The New Yorker of Japanese and French-Canadian heritage paired with Australian guitarist Slava Grigoryan last week in a recital linking the Argentinean tango of Piazzolla with the Italian Romantic fireworks of Paganini.

"Piazzolla's music is close to my heart and I like to say it is because I grew up in the Hispanic area of Montreal and my best friend was from Salvador and my babysitter was from Chile," she says. "When I heard Piazzolla for the first time something sounded familiar and nostalgic."

Gomyo makes her debut with the WA Symphony Orchestra this weekend in an entire 20th century American program, playing Barber's Violin Concerto wedged between Copland's Appalachian Spring, Bernstein's Symphonic Dances from West Side Story and Gershwin's An American in Paris.

For Gomyo, diversity is the spice of life.

"For the most part the work I do is concertos and of course there are contemporary works being written, so you can find a lot of variety in that sense, but outside the symphonic concerto repertoire, there is so much available that is incredibly interesting for the violin."

Even the most casual music listeners would recognise Barber's Adagio for Strings, which became the defining music of the Oscar-winning film Platoon. His 1939 Violin Concerto has become a standard in the repertoire beyond the US, though less so in Australia.

"There are definitely those moments in the violin concerto, especially in the slow movement where you have gorgeous melodies that are reminiscent of the adagio, but it is also combined with incredible virtuosity which you find in the last movement," Gomyo says.

"Overall it is a piece that works very well for the players, including myself, and it works incredibly well for the audience because you have everything - from the most beautiful lyrical passages to frantic, almost New York City life activity that you find in the last movement.

"Now that I spend so much time in New York, I really do find that in the final movement, whether Barber intended it to be this way or not, I find it to be a reflection of the modern American busy city."

Gomyo, 31, has been based in New York since she left Montreal at the age of 11 to attend the famous Juilliard School under the tutelage of the great Dorothy DeLay, having taken up the violin at five after seeing a performance by a then teenage Midori Goto.

She has gone on to thrill audiences and critics in concertos with leading orchestras around the world.

Gomyo started playing professionally at 15 and was still a teenager when a sponsor bought for her exclusive use an Aurora/ex-Foulis Stradivarius violin from 1703.

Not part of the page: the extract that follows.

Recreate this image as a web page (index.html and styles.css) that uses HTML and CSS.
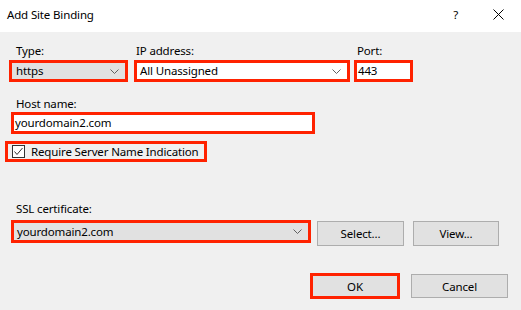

That was about 13 years ago and she says it has taken the best part of that time to feel she has bonded with the instrument

"My violin has been around for more than 300 years and I have barely been here for three decades so I think an instrument like this comes with so much mystery, because you don't know where it has been over many of those years," she says. "It is a living thing made by a genius, so there is mysteriously some kind of soul in the instrument.

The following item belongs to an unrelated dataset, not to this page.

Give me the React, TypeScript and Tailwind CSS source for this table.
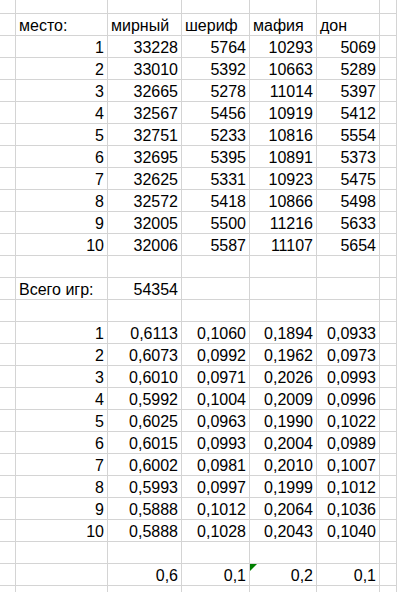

"The instrument has a lot to teach you. It's not the other way around, so it is a true partnership in that sense and I think a lot of violinists and cellists will tell you that with a Strad, you cannot tell it what to do. It tells you what to do."

Late last year, Gomyo featured as a violinist and narrator in a documentary film about Stradivarius called Mysteries of the Supreme Violin.

She says the instrument is a constant physical reminder of the custodial role that musicians play in safeguarding and perpetuating the classical repertoire.

"It is fascinating to think that an instrument made in the early 1700s is still considered the most desirable instrument to play. It is really timeless, one of those miracles of humanity really."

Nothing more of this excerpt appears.